Anne Balay has worked as a car mechanic, an English professor, and a truck driver. Her writing tells the stories of silenced, invisible queers, and imagines ways that all queers – and all people – can share in possibility, progress, and pleasure. She blends scholarship and activism in writing that is engaging, accessible, and transformative. Balay's work has appeared in the Journal of Popular Culture, the Oral History Review, American Literary History and The New York Times. Her book Steel Closets: Voices of Gay, Lesbian, and Transgender Steelworkers has won awards from Lambda Literary and the National Women's Studies Association.
Anne Balay
Penn Humanities Forum Regional Fellow
2015—2016 Forum on Sex
Anne Balay
Visiting Assistant Professor of Anthropology
Haverford College
Sex, Trucks, and Redneck Women
This project collects oral histories of truckers, seeking to understand what sex means out on the road - how it works, for whom, and where - and how that impacts trucking women's aggressive embrace of sex even as culture shames them for it.
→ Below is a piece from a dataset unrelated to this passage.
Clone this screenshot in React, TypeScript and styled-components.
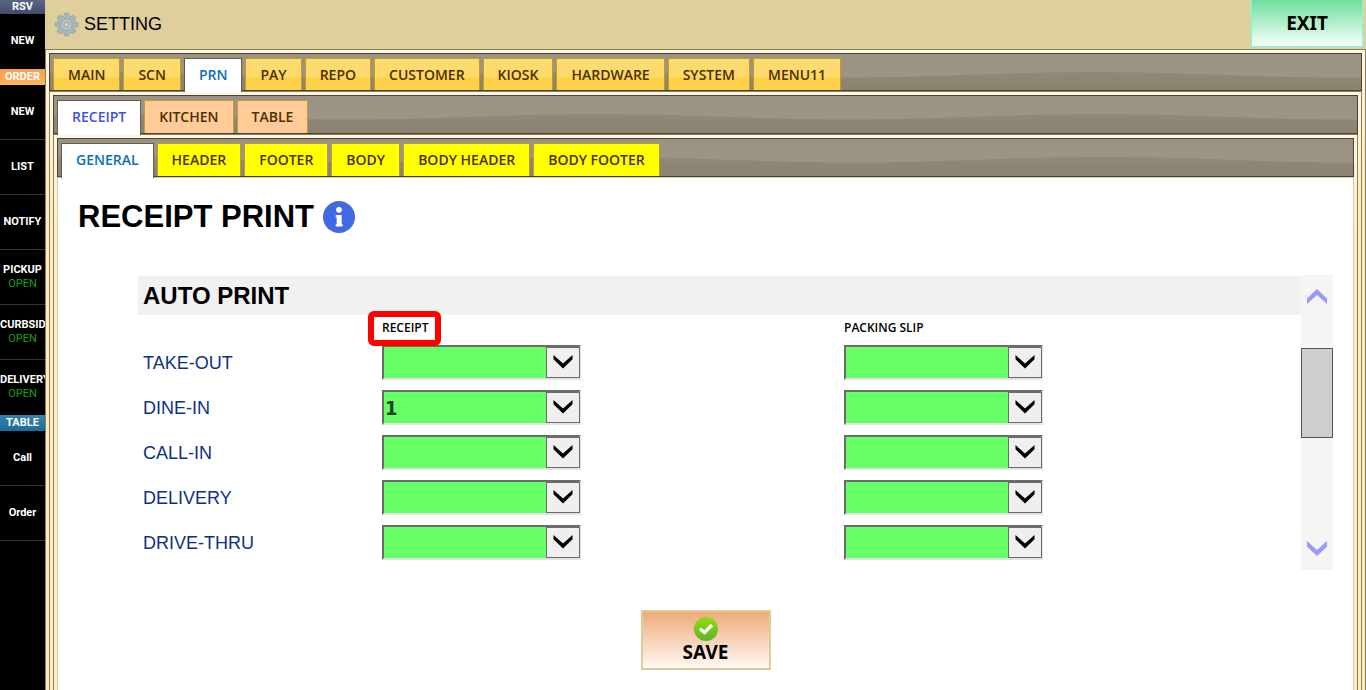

Rather than collecting the stories and experiences of only straight women, lesbians or transwomen, I will ask everyone who seems female to talk about life, and sex, on the road. What counts as sex, what counts as female, and what bodies matter are questions whose very asking shapes responses, and sift other possibilities away. By starting with real people's stories, collected from all the lonely and chatty truckers out there, I hope to hear what pleasures and possibilities we don't know to look for.